Jeffrey Epstein's controversial 2008 plea deal for charges including soliciting a minor for prostitution has long drawn scrutiny, and newly released details are raising further questions about the months he spent on work release from a Florida jail.
Epstein pleaded guilty and surrendered to the Palm Beach County Sheriff's office in July 2008. Dozens of accusers from several states, many underage at the time of the alleged crimes, had been prepared to testify against him on federal sex trafficking charges, but the case was shelved in exchange for his agreement to plea to lesser state charges in Florida. Many survivors of Epstein's crimes and other critics of the plea agreement have called it a "sweetheart deal."
After serving fewer than four months in jail, Epstein was granted a special arrangement that allowed him to leave custody for up to 16 hours a day, six days a week, as part of a work release program, allegedly to perform work at a charitable organization he had just established called the Florida Science Foundation.
This continued for the next nine months until his release to a year of supervised house arrest in July 2009.
Each day during his work release, Epstein was transported between the jail and an office in downtown West Palm Beach by his bodyguard and driver, Igor Zinoviev. His personal attorney, Darren Indyke, was listed as his official supervisor at the job. Epstein agreed to hire off-duty sheriff's deputies to monitor his movements, log visitors and provide security at his office and home.
According to documents released under the Epstein Files Transparency Act, his SUV used for these trips was outfitted with a bed. An account given to the FBI by one woman included the claim that Epstein engaged in sexual activity with her in the vehicle — while it was parked in the jail lot.
The woman told the FBI she was a former model from Slovakia who Epstein had first met when she was a teenager and still in high school. She told agents she was recruited from Slovakia by Epstein's friend and business associate Jean-Luc Brunel during her senior year to move to New York City and pursue a career in modeling. She met Epstein at Brunel's birthday party at the New York City restaurant Cipriani in 2003.

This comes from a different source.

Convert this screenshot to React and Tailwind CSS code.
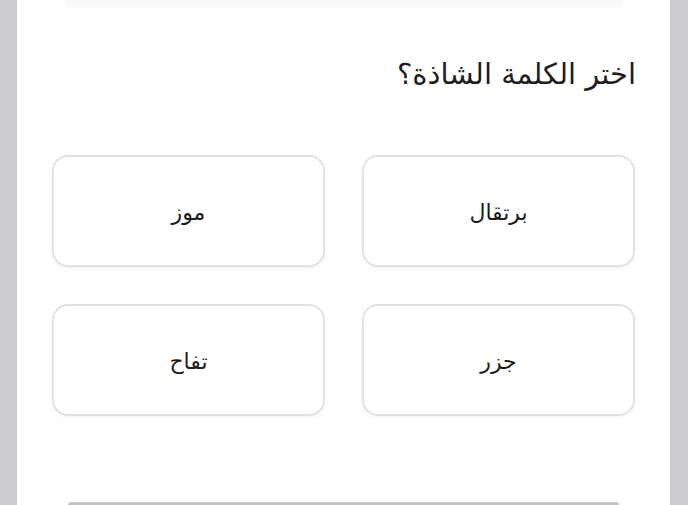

By the time of Epstein's incarceration, she had been involved sexually with him for several years. She was one of four "assistants" granted immunity in a federal non-prosecution agreement that Epstein received in exchange for his plea. Some Epstein accusers have alleged that those women were involved in recruiting Epstein's victims; she did not address that in statements to the FBI. The non-prosecution deal was ultimately approved by then U.S. Attorney for the Southern District of Florida Alexander Acosta.
Survivors and their attorneys say these allegations are just one example of what they describe as unusually lenient treatment, the reasons for which remain unclear.
Spencer Kuvin is a Florida attorney who represented many of Epstein's accusers and brought several of the first lawsuits against him. Kuvin told CBS News that the woman's name never appeared on the official prison visitor logs that they obtained as part of that litigation. Kuvin says that he deposed her in 2010 while suing Epstein on behalf of an underage victim. Transcripts of that deposition show her pleading the Fifth and declining to answer questions.
"I think it's absolutely disgusting the lack of oversight by the local police department," Kuvin said.
"If all of this is true, they allow a sexual predator to continue his activities even while he was supposed to be in custody and it just highlights the nature of the sweetheart deal that he got and the preferential treatment he received because of his wealth," he said.